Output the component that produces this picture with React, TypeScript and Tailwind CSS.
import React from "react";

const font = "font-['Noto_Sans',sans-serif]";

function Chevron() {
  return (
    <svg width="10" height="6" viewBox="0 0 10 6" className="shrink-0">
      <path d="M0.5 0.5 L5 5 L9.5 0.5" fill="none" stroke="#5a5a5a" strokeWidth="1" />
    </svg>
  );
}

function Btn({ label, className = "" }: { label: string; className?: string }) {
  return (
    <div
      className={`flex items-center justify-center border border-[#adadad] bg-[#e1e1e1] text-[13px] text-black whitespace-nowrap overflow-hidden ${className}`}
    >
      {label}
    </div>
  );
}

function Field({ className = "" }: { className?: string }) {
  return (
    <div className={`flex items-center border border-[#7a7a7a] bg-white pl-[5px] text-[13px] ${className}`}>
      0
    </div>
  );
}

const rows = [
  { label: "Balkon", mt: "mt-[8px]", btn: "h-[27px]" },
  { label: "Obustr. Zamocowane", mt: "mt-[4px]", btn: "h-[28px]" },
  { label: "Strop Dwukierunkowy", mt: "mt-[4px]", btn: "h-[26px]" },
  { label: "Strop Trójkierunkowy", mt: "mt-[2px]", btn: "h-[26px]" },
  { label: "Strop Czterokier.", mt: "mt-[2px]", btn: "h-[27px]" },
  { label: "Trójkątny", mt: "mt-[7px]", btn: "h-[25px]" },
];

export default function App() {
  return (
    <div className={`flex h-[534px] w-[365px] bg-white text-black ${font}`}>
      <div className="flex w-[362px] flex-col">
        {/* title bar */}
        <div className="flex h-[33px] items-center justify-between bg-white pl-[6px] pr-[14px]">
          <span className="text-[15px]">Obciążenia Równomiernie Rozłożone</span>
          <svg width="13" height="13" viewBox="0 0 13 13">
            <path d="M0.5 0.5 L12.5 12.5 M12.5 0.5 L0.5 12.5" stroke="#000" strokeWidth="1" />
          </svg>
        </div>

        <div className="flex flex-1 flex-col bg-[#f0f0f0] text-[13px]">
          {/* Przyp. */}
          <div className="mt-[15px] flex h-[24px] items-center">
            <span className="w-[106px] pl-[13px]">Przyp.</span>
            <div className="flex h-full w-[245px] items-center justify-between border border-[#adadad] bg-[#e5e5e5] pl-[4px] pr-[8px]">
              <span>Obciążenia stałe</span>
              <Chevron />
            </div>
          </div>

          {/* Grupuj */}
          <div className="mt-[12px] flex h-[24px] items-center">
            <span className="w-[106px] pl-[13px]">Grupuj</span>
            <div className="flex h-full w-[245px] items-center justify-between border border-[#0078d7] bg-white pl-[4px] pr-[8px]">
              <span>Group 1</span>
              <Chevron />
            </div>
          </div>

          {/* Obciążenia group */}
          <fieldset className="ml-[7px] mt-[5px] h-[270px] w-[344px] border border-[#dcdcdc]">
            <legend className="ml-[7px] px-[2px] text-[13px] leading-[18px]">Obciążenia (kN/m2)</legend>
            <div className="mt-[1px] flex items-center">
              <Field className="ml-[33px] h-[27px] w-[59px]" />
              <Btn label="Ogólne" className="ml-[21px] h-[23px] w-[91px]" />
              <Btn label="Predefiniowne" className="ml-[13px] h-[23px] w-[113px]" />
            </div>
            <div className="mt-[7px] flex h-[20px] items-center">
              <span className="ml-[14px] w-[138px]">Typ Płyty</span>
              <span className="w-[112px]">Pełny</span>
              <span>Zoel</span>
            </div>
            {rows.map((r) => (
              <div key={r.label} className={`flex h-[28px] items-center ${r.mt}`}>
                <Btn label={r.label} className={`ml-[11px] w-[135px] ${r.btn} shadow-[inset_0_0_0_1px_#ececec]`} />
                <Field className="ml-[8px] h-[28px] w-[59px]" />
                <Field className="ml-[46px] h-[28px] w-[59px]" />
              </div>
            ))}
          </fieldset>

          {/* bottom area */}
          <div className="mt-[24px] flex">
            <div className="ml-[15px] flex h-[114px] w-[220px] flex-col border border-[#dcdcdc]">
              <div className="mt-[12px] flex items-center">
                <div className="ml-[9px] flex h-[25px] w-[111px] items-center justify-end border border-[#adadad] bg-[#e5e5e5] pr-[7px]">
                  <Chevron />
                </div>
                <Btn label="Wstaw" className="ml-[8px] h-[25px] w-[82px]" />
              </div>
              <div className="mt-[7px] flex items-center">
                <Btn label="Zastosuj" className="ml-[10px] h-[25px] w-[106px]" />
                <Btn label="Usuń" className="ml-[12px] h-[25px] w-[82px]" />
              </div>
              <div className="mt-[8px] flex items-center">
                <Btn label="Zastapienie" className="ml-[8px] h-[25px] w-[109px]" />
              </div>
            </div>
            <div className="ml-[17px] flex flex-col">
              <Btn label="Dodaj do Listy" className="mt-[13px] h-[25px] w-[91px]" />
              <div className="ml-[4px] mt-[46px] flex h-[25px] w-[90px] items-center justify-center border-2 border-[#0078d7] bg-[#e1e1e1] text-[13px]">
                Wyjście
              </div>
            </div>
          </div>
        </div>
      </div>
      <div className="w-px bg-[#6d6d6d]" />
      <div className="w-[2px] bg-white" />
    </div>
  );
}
* * *
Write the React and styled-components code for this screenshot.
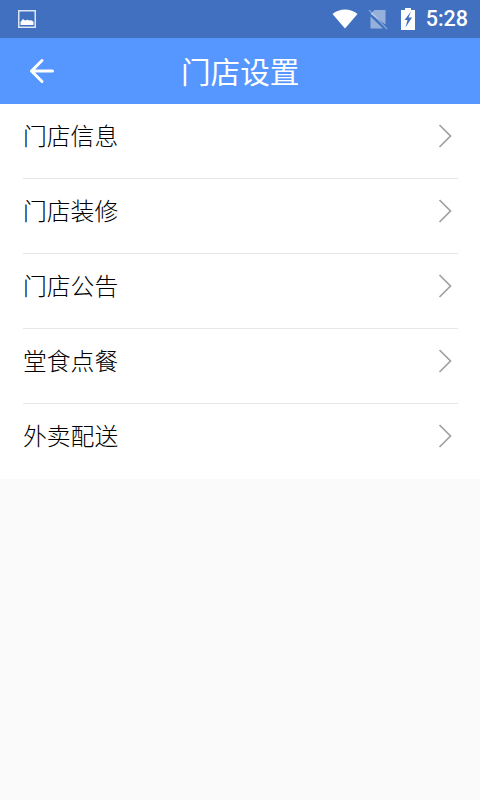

__TO DO__. Identify and list each line with the word "React".

__TASK ANSWER__.
Output the component that produces this picture with React, TypeScript and Tailwind CSS.
import React from "react";
Write the React and styled-components code for this screenshot.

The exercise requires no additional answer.